The latest attack on the Holey Artisan café in the Gulshan area of capital city Dhaka on 1-2 July, 2016 demonstrated the power of recent recruitment in Bangladesh. The group of middle-class university students behind the attack, affiliated with Jama'atul Mujahideen Bangladesh (JMB) prompted alarm about the reach of terrorists' recruiting networks and how the group drove affluent young men to such barbarism. Following the attack, Bangladesh has launched a clampdown on social media sites spreading jihadist propaganda, saying the country's young were being radicalised online. "Social media has become a fertile ground for recruiting militants," the head of the telecoms regulator Shahjahan Mahmood stated. One of the attackers, Rohan Imtiaz reportedly posted an appeal on Facebook in 2015 urging all Muslims to become terrorists. Survivors of the café siege narrated how the young attackers seized mobile phones from hostages and forced them to provide their passwords so they could send out photographs of the carnage. The Holey Artisan café attackers also sent out their own photographs as well as images of the ongoing carnage even while it was underway, and these quickly found their way to the Daesh website, as the IS claimed the attack as one of its own.

Earlier, in January, 2015 the Bangladesh security services arrested JMB 'regional commander', Shakhawatul Kabir, a self proclaimed 'IT expert', also claiming affiliation to Daesh. Police disclosed that Kabir had set up a Daesh recruitment cell inside Bangladesh, along with friends, Nazrul Islam, Rabiul Islam and Anwar Hossain. The men planned to carry out a series of bombings, and then use the publicity to draw recruits online.

On July 26, 2016, Tarana Halim, Bangladesh's Minister of State, Post and Telecommunications Division stated that she had discussed the export of more internet bandwidth from Bangladesh to India's northeastern States. The Bangladeshi terrorist formation, JMB, is working its way across the border into the Indian States of West Bengal and Assam, and is also recruiting from these areas. An April, 2016 report stated that, according to the Assam Police, JMB operatives are concentrating mostly on recruiting boys from lower Assam Districts. Subsequently, on May 26, 2016, three JMB 'fresh recruits', Mohammad Mohiruddin Sheikh, Mohammad Mafidul Sheikh and Mohammad Rojob Ali Patowary, were arrested from Chirang District in lower Assam. In case of West Bengal, a May, 30 report suggested that Enamul Mollah, a, JMB operative, helped in recruiting new members and also in spreading the group's agenda by circulating jihadi material and arranging programs of radicalisation.
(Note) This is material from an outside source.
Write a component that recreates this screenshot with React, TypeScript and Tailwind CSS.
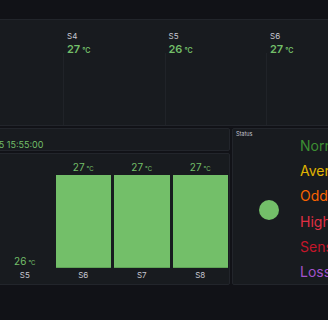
import React from "react";

const topStats = [
  { name: "S4", value: "27" },
  { name: "S5", value: "26" },
  { name: "S6", value: "27" },
];

const bars = [
  { name: "S5", value: "26", h: 0 },
  { name: "S6", value: "27", h: 93 },
  { name: "S7", value: "27", h: 93 },
  { name: "S8", value: "27", h: 93 },
];

const legend = [
  { label: "Normal", color: "text-[#3d8f33]" },
  { label: "Average", color: "text-[#e0b400]" },
  { label: "Odd", color: "text-[#fa6400]" },
  { label: "High", color: "text-[#e02f44]" },
  { label: "Sensor", color: "text-[#c4162a]" },
  { label: "Loss", color: "text-[#a352cc]" },
];

export default function App() {
  return (
    <div className="w-[328px] h-[320px] overflow-hidden bg-[#111217] font-['Inter',sans-serif] flex flex-col pt-[19px]">
      {/* Top stat panel */}
      <div className="h-[107px] -mx-[4px] shrink-0 bg-[#181b1f] border border-[#22252b] rounded-[2px] overflow-hidden flex">
        <div className="flex ml-[66px] h-full">
          {topStats.map((s) => (
            <div key={s.name} className="w-[101.5px] shrink-0 flex flex-col h-full">
              <div className="pl-[4px] pt-[11px]">
                <div className="text-[8px] leading-[10px] text-[#c7c7d1]">{s.name}</div>
                <div className="text-[#73bf69] font-semibold leading-[13px] whitespace-nowrap">
                  <span className="text-[11px]">{s.value}</span>
                  <span className="text-[7px] ml-[2px]">°C</span>
                </div>
              </div>
              <div className="flex-1 border-l border-[#202328] -mt-[4px]" />
            </div>
          ))}
        </div>
      </div>

      {/* Lower row */}
      <div className="h-[157px] mt-[2px] shrink-0 flex gap-[2px]">
        <div className="w-[234px] -ml-[4px] shrink-0 flex flex-col gap-[2px]">
          <div className="h-[23px] shrink-0 bg-[#181b1f] border border-[#22252b] rounded-[2px] overflow-hidden pt-[10px]">
            <div className="ml-[-46px] whitespace-nowrap text-[9px] leading-[11px] text-[#73bf69]">
              2024-04-05 15:55:00
            </div>
          </div>
          <div className="flex-1 bg-[#181b1f] border border-[#22252b] rounded-[2px] overflow-hidden flex gap-[3px] pb-[4px]">
            {bars.map((b) => (
              <div key={b.name} className="w-[55.5px] shrink-0 flex flex-col justify-end">
                <div className="text-center text-[#73bf69] leading-[10px] whitespace-nowrap">
                  <span className="text-[10px]">{b.value}</span>
                  <span className="text-[6px] ml-[2px]">°C</span>
                </div>
                {b.h > 0 && (
                  <div className="bg-[#73bf69] border-b border-[#5fa356] mt-[1px]" style={{ height: b.h }} />
                )}
                <div className="mt-[2px] text-center text-[8px] leading-[10px] text-[#c7c7d1]">{b.name}</div>
              </div>
            ))}
          </div>
        </div>

        {/* Status panel */}
        <div className="flex-1 -mr-[4px] bg-[#181b1f] border border-[#22252b] rounded-[2px] overflow-hidden flex">
          <div className="w-[67px] shrink-0 flex flex-col">
            <div className="pl-[3px] pt-[2px] text-[5.5px] leading-[7px] text-[#c7c7d1]">Status</div>
            <div className="flex-1 flex items-center pl-[26px] pb-[3px]">
              <div className="w-[20px] h-[20px] rounded-full bg-[#73bf69]" />
            </div>
          </div>
          <div className="flex flex-col pt-[4px]">
            {legend.map((l) => (
              <div key={l.label} className={`h-[25.5px] flex items-center text-[14px] whitespace-nowrap ${l.color}`}>
                {l.label}
              </div>
            ))}
          </div>
        </div>
      </div>
    </div>
  );
}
A July 9, 2016, media report indicated that 10 Bangladeshi youth who had been missing for months and feared to have been recruited by terrorist outfits such as the Harkat-ul-Jihad Islami - Bangladesh (HuJI-BD) and JMB and trained as Daesh modules, were believed to be hiding in West Bengal. The Bangladesh Government has shared their details with Delhi. Consequently, vigil has been intensified at the Indo-Bangladesh border in Malda, Murshidabad and North 24-Parganas Districts.

The terrorists are also exploiting disturbed areas along the Bangladesh-Myanmar border to garner recruits. Intelligence reports in the month of February 2016 noted that 20 terrorist outfits in Bangladesh were trying to recruit documented as well as undocumented Rohingyas living in the Districts of Chittagong, Cox's Bazaar and Bandarban. The terrorist groups named their alliance Hilful Fuzul al Islami al Bangladesh (League of the Virtuous - Bangladesh) to recruit the Rohingyas. This otherwise unknown outfit plotted to blow up over 100 navy and coastguard bases and oil refineries in Chittagong city in 2015.
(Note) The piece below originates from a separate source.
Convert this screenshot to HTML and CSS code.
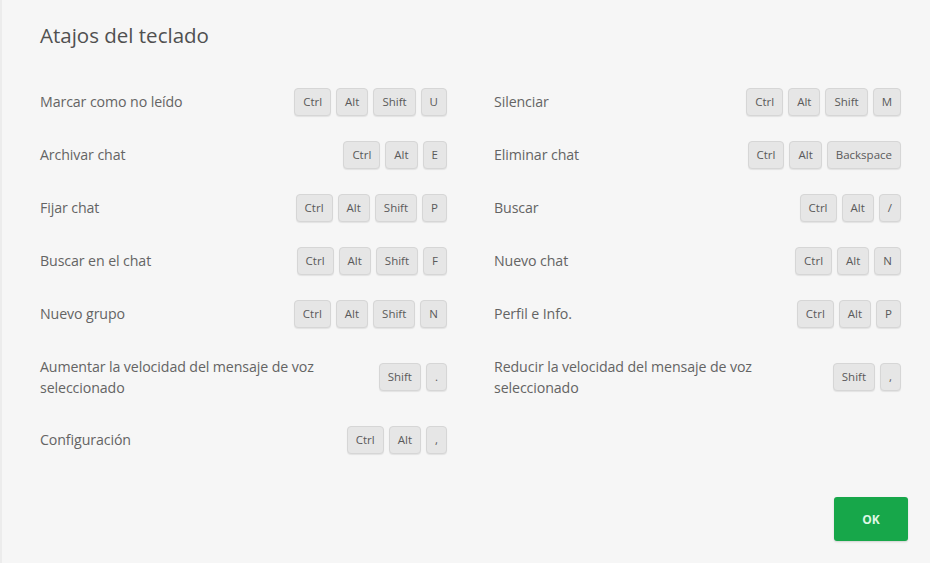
FILE: index.html
```html
<!DOCTYPE html>
<html lang="es">
<head>
<meta charset="utf-8">
<title>Atajos del teclado</title>
<link rel="stylesheet" href="styles.css">
</head>
<body>
<div class="dialog">
  <h1 class="title">Atajos del teclado</h1>
  <div class="grid">
    <div class="row"><span class="label">Marcar como no leído</span><span class="keys"><kbd>Ctrl</kbd><kbd>Alt</kbd><kbd>Shift</kbd><kbd>U</kbd></span></div>
    <div class="row"><span class="label">Silenciar</span><span class="keys"><kbd>Ctrl</kbd><kbd>Alt</kbd><kbd>Shift</kbd><kbd>M</kbd></span></div>

    <div class="row"><span class="label">Archivar chat</span><span class="keys"><kbd>Ctrl</kbd><kbd>Alt</kbd><kbd>E</kbd></span></div>
    <div class="row"><span class="label">Eliminar chat</span><span class="keys"><kbd>Ctrl</kbd><kbd>Alt</kbd><kbd>Backspace</kbd></span></div>

    <div class="row"><span class="label">Fijar chat</span><span class="keys"><kbd>Ctrl</kbd><kbd>Alt</kbd><kbd>Shift</kbd><kbd>P</kbd></span></div>
    <div class="row"><span class="label">Buscar</span><span class="keys"><kbd>Ctrl</kbd><kbd>Alt</kbd><kbd>/</kbd></span></div>

    <div class="row"><span class="label">Buscar en el chat</span><span class="keys"><kbd>Ctrl</kbd><kbd>Alt</kbd><kbd>Shift</kbd><kbd>F</kbd></span></div>
    <div class="row"><span class="label">Nuevo chat</span><span class="keys"><kbd>Ctrl</kbd><kbd>Alt</kbd><kbd>N</kbd></span></div>

    <div class="row"><span class="label">Nuevo grupo</span><span class="keys"><kbd>Ctrl</kbd><kbd>Alt</kbd><kbd>Shift</kbd><kbd>N</kbd></span></div>
    <div class="row"><span class="label">Perfil e Info.</span><span class="keys"><kbd>Ctrl</kbd><kbd>Alt</kbd><kbd>P</kbd></span></div>

    <div class="row tall"><span class="label">Aumentar la velocidad del mensaje de voz seleccionado</span><span class="keys"><kbd>Shift</kbd><kbd>.</kbd></span></div>
    <div class="row tall"><span class="label">Reducir la velocidad del mensaje de voz seleccionado</span><span class="keys"><kbd>Shift</kbd><kbd>,</kbd></span></div>

    <div class="row"><span class="label">Configuración</span><span class="keys"><kbd>Ctrl</kbd><kbd>Alt</kbd><kbd>,</kbd></span></div>
  </div>
  <div class="footer"><button class="ok">OK</button></div>
</div>
</body>
</html>
```

FILE: styles.css
```css
html, body {
  margin: 0;
  padding: 0;
  background: #f6f6f6;
  font-family: "Open Sans", "Noto Sans", sans-serif;
  color: #555;
}

.dialog {
  padding: 21px 29px 22px 38px;
  box-sizing: border-box;
  height: 563px;
  display: flex;
  flex-direction: column;
  border-left: 2px solid #ececec;
}

.title {
  margin: 0;
  font-size: 20.5px;
  line-height: 28px;
  font-weight: 400;
  color: #505050;
}

.grid {
  margin-top: 26px;
  display: grid;
  grid-template-columns: 1fr 1fr;
  column-gap: 47px;
}

.row {
  height: 53px;
  display: flex;
  align-items: center;
  justify-content: space-between;
  gap: 24px;
}

.row.tall {
  height: 73px;
}

.label {
  font-size: 14.2px;
  line-height: 21px;
  color: #646464;
  letter-spacing: -0.1px;
}

.keys {
  display: flex;
  gap: 5px;
  flex-shrink: 0;
}

kbd {
  font-family: "Open Sans", "Noto Sans", sans-serif;
  font-size: 11.5px;
  color: #5a5a5a;
  height: 28px;
  min-width: 20px;
  box-sizing: border-box;
  padding: 0 8px;
  display: inline-flex;
  align-items: center;
  justify-content: center;
  background: #e6e6e6;
  border: 1px solid #d6d6d6;
  border-radius: 4px;
  box-shadow: 0 1px 1px rgba(0, 0, 0, 0.08);
}

.footer {
  margin-top: auto;
  display: flex;
  justify-content: flex-end;
  margin-right: -7px;
}

.ok {
  width: 74px;
  height: 44px;
  border: none;
  border-radius: 3px;
  background: #17a74a;
  color: #dff7e5;
  font-family: "Open Sans", "Noto Sans", sans-serif;
  font-size: 12px;
  font-weight: 700;
  box-shadow: 0 1px 2px rgba(0, 0, 0, 0.15);
}
```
Daesh has claimed responsibility for 21 attacks against foreigners and minorities in Bangladesh since September 2015, and claimed the presence of "Khilafah Soldiers" in the country in April 2016. Agencies, however, claim that this strategy is more about using propaganda to spread fear than carrying out sophisticated terror attacks. Shaykh Abu Ibrahim al-Hanif, the 'self-styled chief' of Daesh in Bangladesh, is also reportedly radicalising and recruiting prospective jihadis in India, Pakistan and Myanmar.
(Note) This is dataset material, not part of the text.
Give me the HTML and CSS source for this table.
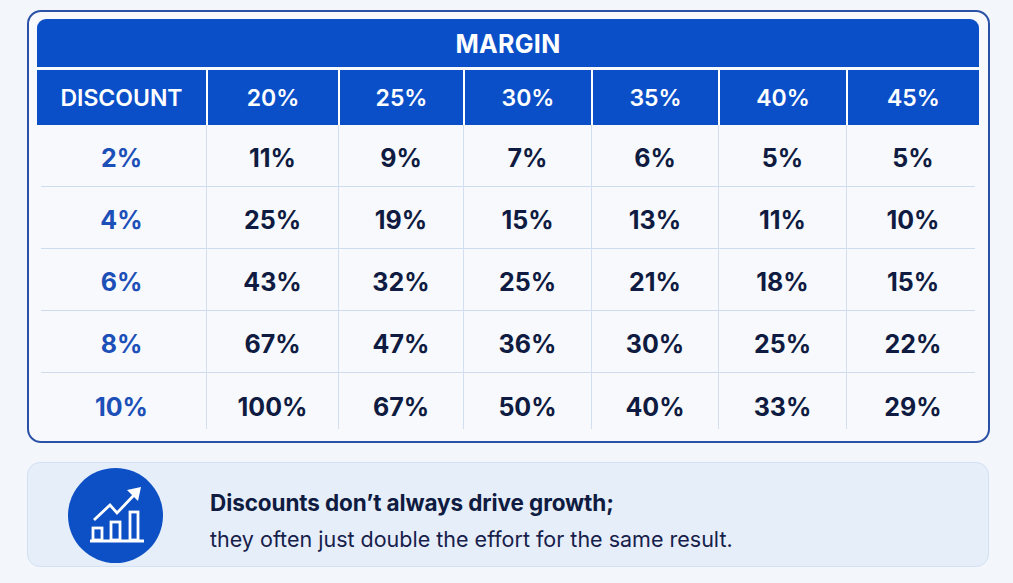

Further, ABT (Ansarullah Bangla Team) also appears to be succeeding in indoctrinating and recruiting elements among the youth. Its main target group for recruitment is highly-motivated and well-educated university students, especially those familiar with the English language and active on social media. However, ABT also recruits from the poorer and more conservative sections of society as well as from the Islamic political organization Jamaat-e-Islami (JI) and its youth wing, the Islami Chhatra Shibir.

The ABT is also known to have extended its recruitment network to Singapore. Between November 16 and December 1, 2015, Singapore authorities detained 27 Bangladeshi construction workers, connected with ABT on charges of conspiring to carry out terrorist attacks on Bangladesh. The group was trying to recruit Bangladeshi workers in Singapore, to wage jihad against the Bangladeshi Government. The Internal Security Department (ISD) of Singapore recovered a "significant amount" of radical and jihad-related material, such as books and videos containing footage of children being trained in jihadi camps. Additionally, documents with graphic images and instructions detailing how to conduct "silent killings'' using different methods, were recovered.

With terrorism becoming a pronounced international phenomenon, frequent lone-wolf incidents, and an increasing number of terror attacks across the world, the recruitment strategies of terrorist formations demand comprehensive study. The profile, both, of potential terrorists, and of recruitment tools, is undergoing continuous shifts, and state agencies seeking to contain the threat will need extraordinary efforts to keep pace.